▸ **Entries with page source code**:
* * * * *
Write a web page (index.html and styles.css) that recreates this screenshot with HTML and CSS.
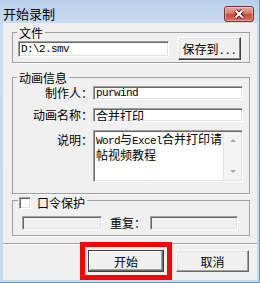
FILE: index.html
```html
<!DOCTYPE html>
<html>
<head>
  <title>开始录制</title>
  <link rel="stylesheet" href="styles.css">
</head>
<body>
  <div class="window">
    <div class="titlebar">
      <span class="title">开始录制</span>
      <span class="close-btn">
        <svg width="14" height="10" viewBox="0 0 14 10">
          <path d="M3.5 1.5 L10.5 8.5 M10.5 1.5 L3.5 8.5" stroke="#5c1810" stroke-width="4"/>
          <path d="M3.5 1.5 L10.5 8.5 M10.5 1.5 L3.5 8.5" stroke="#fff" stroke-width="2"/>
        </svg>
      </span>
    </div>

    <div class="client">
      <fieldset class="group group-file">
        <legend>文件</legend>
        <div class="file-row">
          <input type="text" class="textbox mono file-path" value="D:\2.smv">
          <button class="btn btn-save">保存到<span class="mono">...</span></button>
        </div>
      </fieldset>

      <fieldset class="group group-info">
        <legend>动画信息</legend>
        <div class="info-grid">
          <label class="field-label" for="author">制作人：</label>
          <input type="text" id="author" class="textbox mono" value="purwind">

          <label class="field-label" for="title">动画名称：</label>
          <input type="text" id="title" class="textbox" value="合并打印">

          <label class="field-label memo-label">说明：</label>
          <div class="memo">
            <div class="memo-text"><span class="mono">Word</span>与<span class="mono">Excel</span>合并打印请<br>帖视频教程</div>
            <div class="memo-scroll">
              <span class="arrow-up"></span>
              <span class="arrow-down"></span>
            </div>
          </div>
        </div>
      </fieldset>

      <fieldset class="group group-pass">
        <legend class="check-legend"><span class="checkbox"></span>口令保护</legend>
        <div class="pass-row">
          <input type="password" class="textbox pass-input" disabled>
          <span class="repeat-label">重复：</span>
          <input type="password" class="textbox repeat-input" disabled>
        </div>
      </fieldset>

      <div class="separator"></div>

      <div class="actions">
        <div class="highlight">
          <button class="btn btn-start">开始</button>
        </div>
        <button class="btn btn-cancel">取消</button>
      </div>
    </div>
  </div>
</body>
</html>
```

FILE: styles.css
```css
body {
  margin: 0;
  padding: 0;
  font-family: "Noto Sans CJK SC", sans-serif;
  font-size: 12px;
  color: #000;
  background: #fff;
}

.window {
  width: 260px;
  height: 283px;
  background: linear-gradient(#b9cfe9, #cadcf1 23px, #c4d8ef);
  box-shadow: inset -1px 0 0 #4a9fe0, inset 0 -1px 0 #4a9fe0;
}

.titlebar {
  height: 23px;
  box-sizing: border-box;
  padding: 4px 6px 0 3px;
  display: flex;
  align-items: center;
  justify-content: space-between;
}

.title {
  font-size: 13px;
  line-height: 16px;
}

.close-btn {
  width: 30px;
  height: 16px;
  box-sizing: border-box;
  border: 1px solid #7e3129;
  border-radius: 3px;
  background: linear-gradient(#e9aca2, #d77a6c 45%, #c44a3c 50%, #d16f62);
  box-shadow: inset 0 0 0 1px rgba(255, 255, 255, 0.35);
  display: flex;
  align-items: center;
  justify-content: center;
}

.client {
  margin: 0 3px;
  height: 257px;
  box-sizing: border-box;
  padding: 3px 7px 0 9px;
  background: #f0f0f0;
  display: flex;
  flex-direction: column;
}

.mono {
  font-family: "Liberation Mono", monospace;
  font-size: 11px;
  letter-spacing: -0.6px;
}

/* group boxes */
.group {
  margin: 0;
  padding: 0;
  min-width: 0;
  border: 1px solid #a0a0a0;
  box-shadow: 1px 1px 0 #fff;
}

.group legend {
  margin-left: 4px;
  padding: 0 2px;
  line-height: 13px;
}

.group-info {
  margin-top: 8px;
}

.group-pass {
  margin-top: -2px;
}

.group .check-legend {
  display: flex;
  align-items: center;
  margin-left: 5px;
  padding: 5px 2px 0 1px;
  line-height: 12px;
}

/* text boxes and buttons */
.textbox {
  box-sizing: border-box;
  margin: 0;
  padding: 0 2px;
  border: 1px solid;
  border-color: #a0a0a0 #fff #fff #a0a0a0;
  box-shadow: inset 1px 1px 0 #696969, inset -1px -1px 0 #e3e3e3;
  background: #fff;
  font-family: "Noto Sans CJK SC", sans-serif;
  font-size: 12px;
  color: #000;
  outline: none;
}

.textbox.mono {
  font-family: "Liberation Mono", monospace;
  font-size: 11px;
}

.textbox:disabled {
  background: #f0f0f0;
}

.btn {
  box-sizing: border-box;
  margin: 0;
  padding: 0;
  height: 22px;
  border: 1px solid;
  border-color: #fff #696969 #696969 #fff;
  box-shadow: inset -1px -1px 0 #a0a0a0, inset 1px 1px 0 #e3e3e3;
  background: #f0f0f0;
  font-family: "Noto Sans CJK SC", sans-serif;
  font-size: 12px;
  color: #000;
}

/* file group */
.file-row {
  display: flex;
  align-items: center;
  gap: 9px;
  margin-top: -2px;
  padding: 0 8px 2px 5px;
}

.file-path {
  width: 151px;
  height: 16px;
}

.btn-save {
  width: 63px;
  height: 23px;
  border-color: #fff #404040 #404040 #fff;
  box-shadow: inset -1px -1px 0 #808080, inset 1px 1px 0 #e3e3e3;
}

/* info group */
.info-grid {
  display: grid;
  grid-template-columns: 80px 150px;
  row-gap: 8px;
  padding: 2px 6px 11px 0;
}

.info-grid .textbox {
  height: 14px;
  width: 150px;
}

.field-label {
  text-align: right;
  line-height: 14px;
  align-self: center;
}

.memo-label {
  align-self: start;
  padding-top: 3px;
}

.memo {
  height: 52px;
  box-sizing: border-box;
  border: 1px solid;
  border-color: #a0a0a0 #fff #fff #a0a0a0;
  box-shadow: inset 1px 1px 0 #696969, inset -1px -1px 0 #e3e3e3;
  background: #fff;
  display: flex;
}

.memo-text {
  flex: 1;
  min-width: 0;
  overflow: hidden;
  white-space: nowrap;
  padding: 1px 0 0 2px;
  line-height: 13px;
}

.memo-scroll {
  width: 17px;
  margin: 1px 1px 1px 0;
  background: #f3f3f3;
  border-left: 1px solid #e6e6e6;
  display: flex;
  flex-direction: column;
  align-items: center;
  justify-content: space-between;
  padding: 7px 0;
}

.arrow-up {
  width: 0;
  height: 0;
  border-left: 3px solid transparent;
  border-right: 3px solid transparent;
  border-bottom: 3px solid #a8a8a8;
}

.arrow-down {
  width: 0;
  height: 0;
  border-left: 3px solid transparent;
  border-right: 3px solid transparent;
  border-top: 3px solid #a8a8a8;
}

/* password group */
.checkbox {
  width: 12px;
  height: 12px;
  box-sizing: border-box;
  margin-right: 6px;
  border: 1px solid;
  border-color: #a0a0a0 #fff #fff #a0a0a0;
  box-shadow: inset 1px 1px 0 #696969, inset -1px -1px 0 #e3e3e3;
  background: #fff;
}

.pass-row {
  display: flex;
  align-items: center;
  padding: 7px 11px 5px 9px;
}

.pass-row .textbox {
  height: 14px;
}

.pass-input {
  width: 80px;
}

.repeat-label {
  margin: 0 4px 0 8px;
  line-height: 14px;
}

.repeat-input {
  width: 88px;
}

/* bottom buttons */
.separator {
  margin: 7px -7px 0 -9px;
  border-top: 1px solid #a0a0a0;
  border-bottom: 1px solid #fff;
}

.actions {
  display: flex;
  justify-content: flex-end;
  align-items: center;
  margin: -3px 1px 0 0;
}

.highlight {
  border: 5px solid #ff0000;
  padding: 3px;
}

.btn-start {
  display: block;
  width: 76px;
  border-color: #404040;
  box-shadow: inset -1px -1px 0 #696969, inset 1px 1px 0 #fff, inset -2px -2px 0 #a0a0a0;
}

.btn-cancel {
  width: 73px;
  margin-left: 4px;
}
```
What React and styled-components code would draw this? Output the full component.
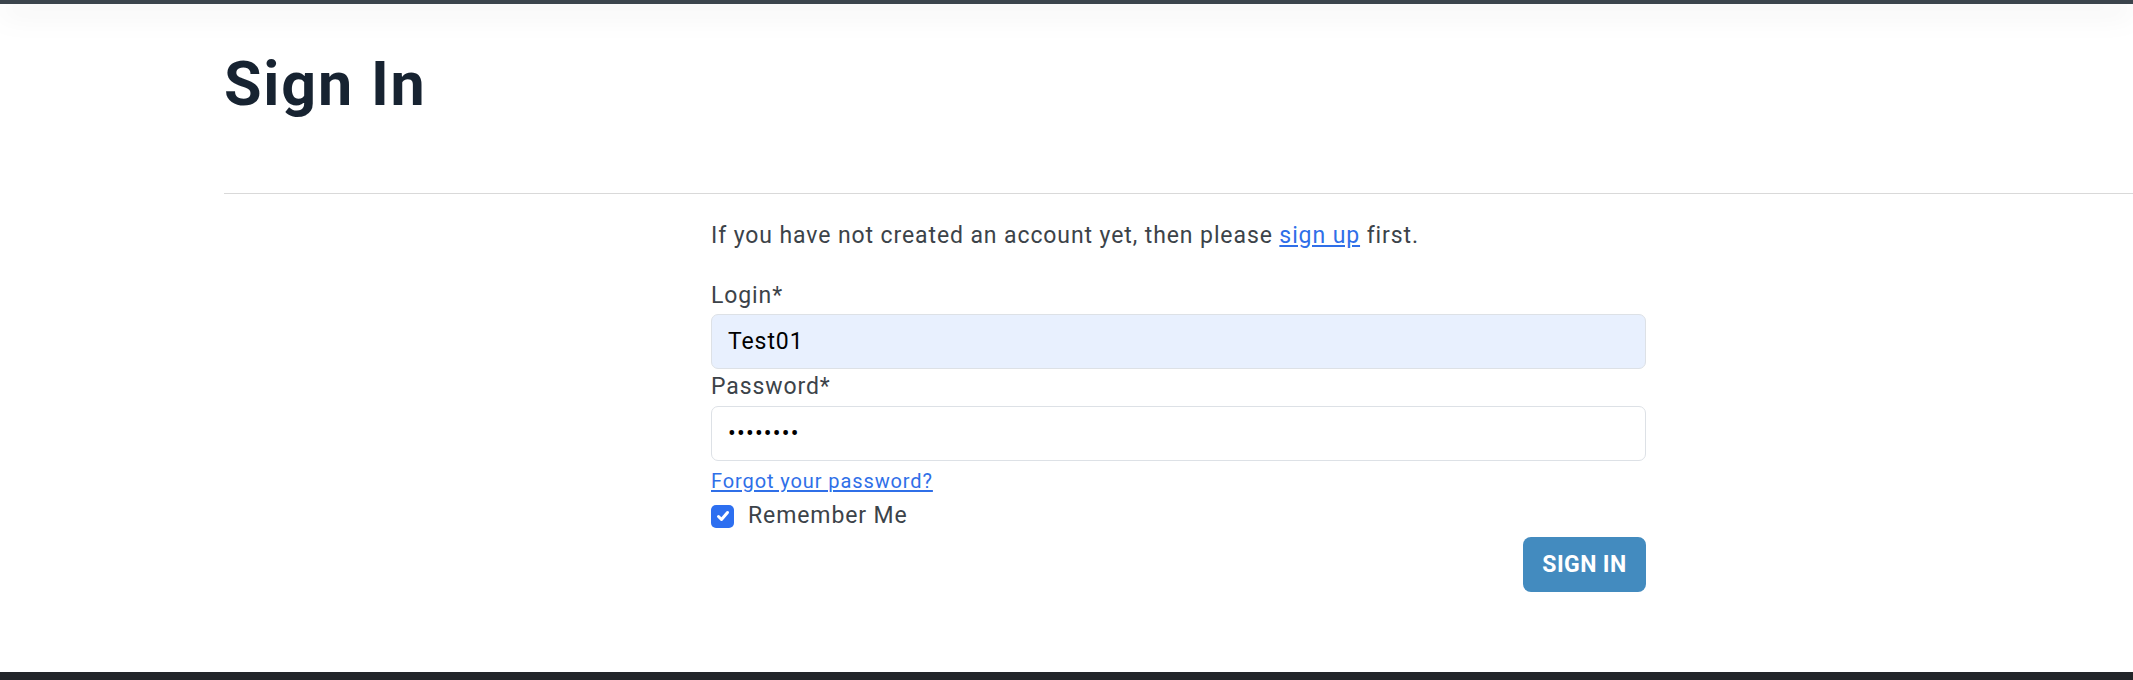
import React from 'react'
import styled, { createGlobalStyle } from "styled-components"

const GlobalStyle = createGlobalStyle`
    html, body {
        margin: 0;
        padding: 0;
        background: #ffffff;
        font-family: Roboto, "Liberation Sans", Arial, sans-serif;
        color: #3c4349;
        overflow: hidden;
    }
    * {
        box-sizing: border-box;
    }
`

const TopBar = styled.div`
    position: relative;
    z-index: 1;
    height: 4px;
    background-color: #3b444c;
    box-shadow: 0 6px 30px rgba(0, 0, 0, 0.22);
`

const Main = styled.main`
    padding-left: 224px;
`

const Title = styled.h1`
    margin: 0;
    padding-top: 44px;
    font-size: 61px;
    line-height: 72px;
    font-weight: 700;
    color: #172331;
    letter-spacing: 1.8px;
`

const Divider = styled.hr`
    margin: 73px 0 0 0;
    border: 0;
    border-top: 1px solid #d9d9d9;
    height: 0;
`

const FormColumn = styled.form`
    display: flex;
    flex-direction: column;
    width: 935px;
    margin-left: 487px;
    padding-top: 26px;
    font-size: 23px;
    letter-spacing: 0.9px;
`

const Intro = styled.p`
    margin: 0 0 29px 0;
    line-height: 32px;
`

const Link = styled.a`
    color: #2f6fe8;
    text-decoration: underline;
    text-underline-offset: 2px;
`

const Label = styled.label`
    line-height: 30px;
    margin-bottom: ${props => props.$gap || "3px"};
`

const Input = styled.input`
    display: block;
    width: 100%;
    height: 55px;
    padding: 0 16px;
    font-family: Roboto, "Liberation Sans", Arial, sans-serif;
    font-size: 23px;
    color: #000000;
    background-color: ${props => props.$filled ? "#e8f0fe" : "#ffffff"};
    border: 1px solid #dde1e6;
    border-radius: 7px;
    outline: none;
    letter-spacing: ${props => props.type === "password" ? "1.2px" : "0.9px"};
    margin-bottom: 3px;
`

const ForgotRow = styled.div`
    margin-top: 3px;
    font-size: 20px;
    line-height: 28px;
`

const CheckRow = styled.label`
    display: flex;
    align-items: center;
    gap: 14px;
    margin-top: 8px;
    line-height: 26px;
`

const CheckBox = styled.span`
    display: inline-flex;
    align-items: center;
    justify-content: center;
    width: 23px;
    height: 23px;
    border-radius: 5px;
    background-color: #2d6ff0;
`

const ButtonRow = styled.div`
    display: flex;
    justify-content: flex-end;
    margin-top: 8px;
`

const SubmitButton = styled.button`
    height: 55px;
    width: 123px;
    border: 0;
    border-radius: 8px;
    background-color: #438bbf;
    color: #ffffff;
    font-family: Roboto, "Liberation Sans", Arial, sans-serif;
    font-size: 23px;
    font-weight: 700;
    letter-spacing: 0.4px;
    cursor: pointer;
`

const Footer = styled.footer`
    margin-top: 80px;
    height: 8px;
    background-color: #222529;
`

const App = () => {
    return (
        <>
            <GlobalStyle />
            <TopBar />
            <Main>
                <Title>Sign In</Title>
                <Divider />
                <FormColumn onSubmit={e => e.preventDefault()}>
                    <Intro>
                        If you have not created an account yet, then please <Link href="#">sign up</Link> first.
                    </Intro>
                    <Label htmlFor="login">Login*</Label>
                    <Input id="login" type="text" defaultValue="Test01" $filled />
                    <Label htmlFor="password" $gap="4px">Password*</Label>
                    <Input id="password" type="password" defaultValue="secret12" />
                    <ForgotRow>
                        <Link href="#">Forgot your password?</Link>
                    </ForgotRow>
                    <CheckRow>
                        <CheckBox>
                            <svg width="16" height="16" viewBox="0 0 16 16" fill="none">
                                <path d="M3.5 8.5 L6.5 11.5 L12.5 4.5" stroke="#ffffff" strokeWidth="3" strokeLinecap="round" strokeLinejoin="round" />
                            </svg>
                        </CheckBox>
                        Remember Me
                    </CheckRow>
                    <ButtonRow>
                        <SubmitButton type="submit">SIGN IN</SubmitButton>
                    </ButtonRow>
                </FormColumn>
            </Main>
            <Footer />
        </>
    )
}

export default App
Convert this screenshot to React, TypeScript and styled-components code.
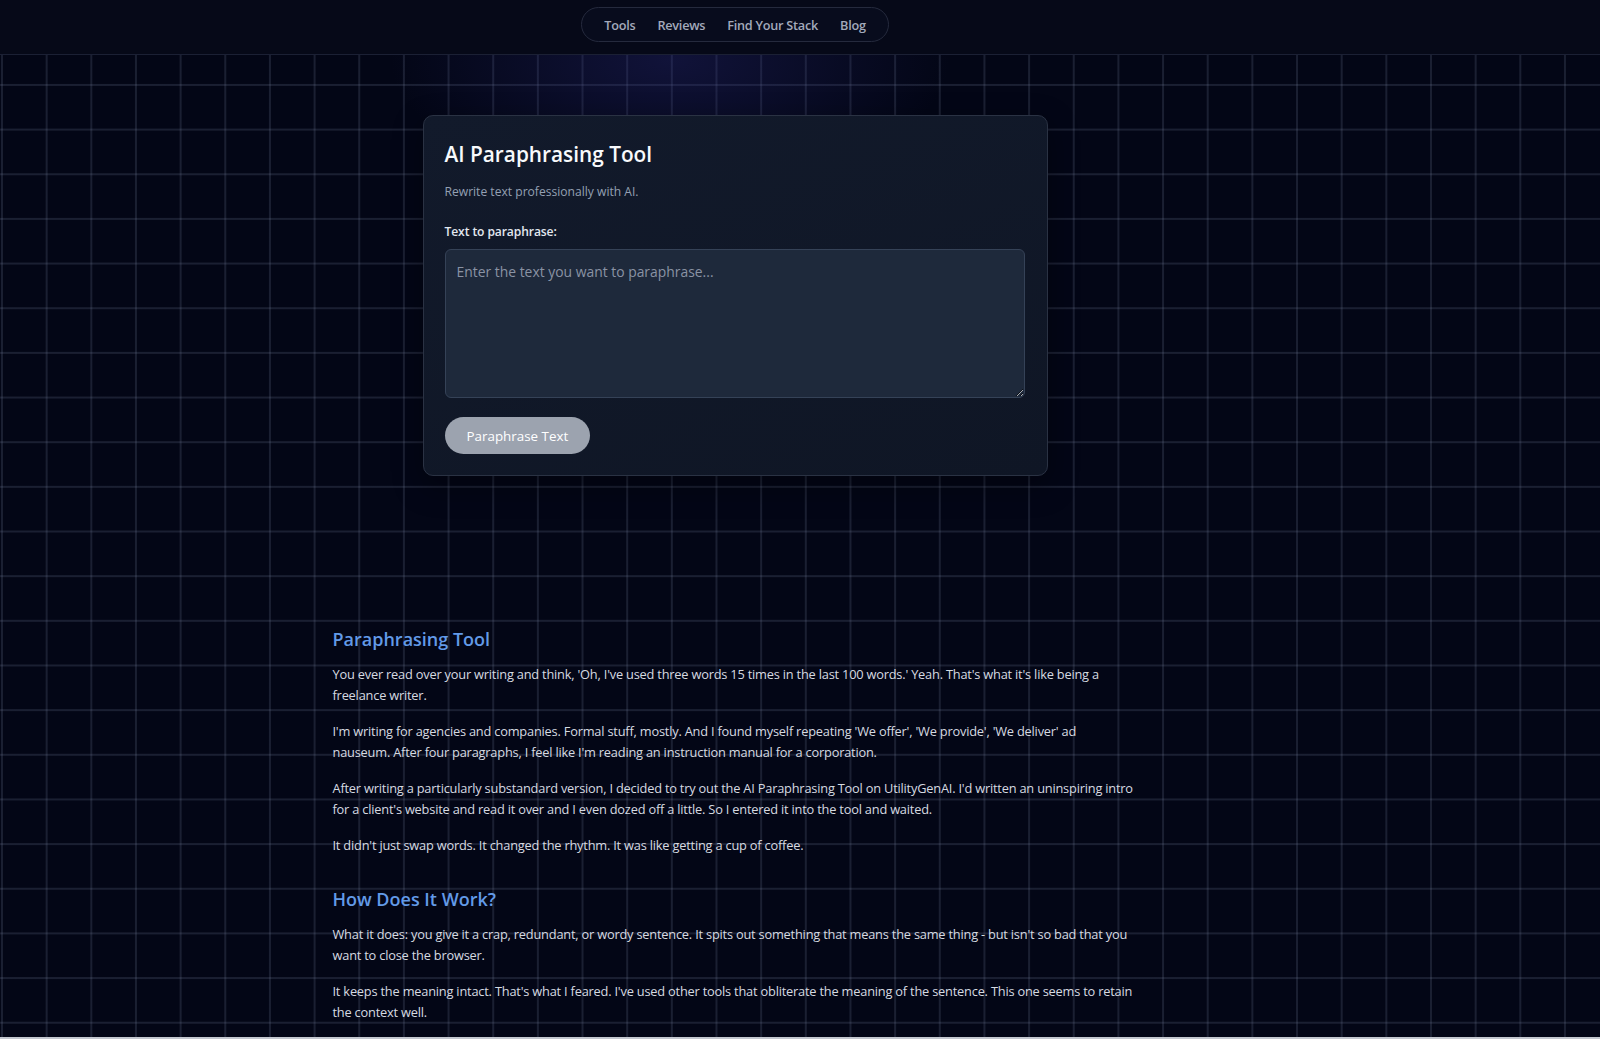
* * * * *
▸ **WHAT TO PRODUCE**: Work through the records line by line and tally those holding "components". Reply with the number alone.

▸ **TASK RESPONSE**: 3